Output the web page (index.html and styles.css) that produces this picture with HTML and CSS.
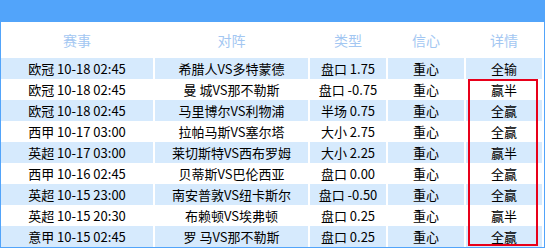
FILE: index.html
```html
<!DOCTYPE html>
<html lang="zh">
<head>
<meta charset="utf-8">
<link rel="stylesheet" href="styles.css">
</head>
<body>
<div class="panel">
  <div class="topbar"></div>
  <div class="table">
    <div class="row head">
      <div class="c">赛事</div><div class="c">对阵</div><div class="c">类型</div><div class="c">信心</div><div class="c">详情</div>
    </div>
    <div class="row alt">
      <div class="c">欧冠 10-18 02:45</div><div class="c">希腊人VS多特蒙德</div><div class="c">盘口 1.75</div><div class="c">重心</div><div class="c">全输</div>
    </div>
    <div class="row">
      <div class="c">欧冠 10-18 02:45</div><div class="c">曼 城VS那不勒斯</div><div class="c">盘口 -0.75</div><div class="c">重心</div><div class="c">赢半</div>
    </div>
    <div class="row alt">
      <div class="c">欧冠 10-18 02:45</div><div class="c">马里博尔VS利物浦</div><div class="c">半场 0.75</div><div class="c">重心</div><div class="c">全赢</div>
    </div>
    <div class="row">
      <div class="c">西甲 10-17 03:00</div><div class="c">拉帕马斯VS塞尔塔</div><div class="c">大小 2.75</div><div class="c">重心</div><div class="c">全赢</div>
    </div>
    <div class="row alt">
      <div class="c">英超 10-17 03:00</div><div class="c">莱切斯特VS西布罗姆</div><div class="c">大小 2.25</div><div class="c">重心</div><div class="c">赢半</div>
    </div>
    <div class="row">
      <div class="c">西甲 10-16 02:45</div><div class="c">贝蒂斯VS巴伦西亚</div><div class="c">盘口 0.00</div><div class="c">重心</div><div class="c">全赢</div>
    </div>
    <div class="row alt">
      <div class="c">英超 10-15 23:00</div><div class="c">南安普敦VS纽卡斯尔</div><div class="c">盘口 -0.50</div><div class="c">重心</div><div class="c">全赢</div>
    </div>
    <div class="row">
      <div class="c">英超 10-15 20:30</div><div class="c">布赖顿VS埃弗顿</div><div class="c">盘口 0.25</div><div class="c">重心</div><div class="c">赢半</div>
    </div>
    <div class="row alt">
      <div class="c">意甲 10-15 02:45</div><div class="c">罗 马VS那不勒斯</div><div class="c">盘口 0.25</div><div class="c">重心</div><div class="c">全赢</div>
    </div>
    <div class="highlight"></div>
  </div>
</div>
</body>
</html>
```

FILE: styles.css
```css
html, body {
  margin: 0;
  padding: 0;
  background: #ffffff;
}
.panel {
  width: 545px;
  box-sizing: border-box;
  font-family: "Microsoft YaHei", "Noto Sans CJK SC", "Noto Sans", sans-serif;
  font-size: 13px;
  color: #000000;
}
.topbar {
  height: 22px;
  background: #52a4fa;
}
.table {
  position: relative;
  border-left: 1px solid #52a4fa;
  border-right: 1px solid #52a4fa;
  border-bottom: 1px solid #52a4fa;
  padding-right: 1px;
}
.row {
  display: grid;
  grid-template-columns: 152px 153px 76px 76px 76px;
  column-gap: 2px;
  height: 21px;
}
.row.head {
  height: 36px;
  font-size: 14px;
  color: #a3c7f2;
}
.row.alt .c {
  background: #d6eafd;
}
.c {
  display: flex;
  align-items: center;
  justify-content: center;
  white-space: pre;
  line-height: 1;
}
.highlight {
  position: absolute;
  left: 467px;
  top: 57px;
  width: 66px;
  height: 163px;
  border: 2px solid #e8001a;
}
```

--*--

Instructions to follow:
Find the lines with the string "index" and reproduce them.

Task response:
Output the web page (index.html and styles.css) that produces this picture with HTML and CSS.
FILE: index.html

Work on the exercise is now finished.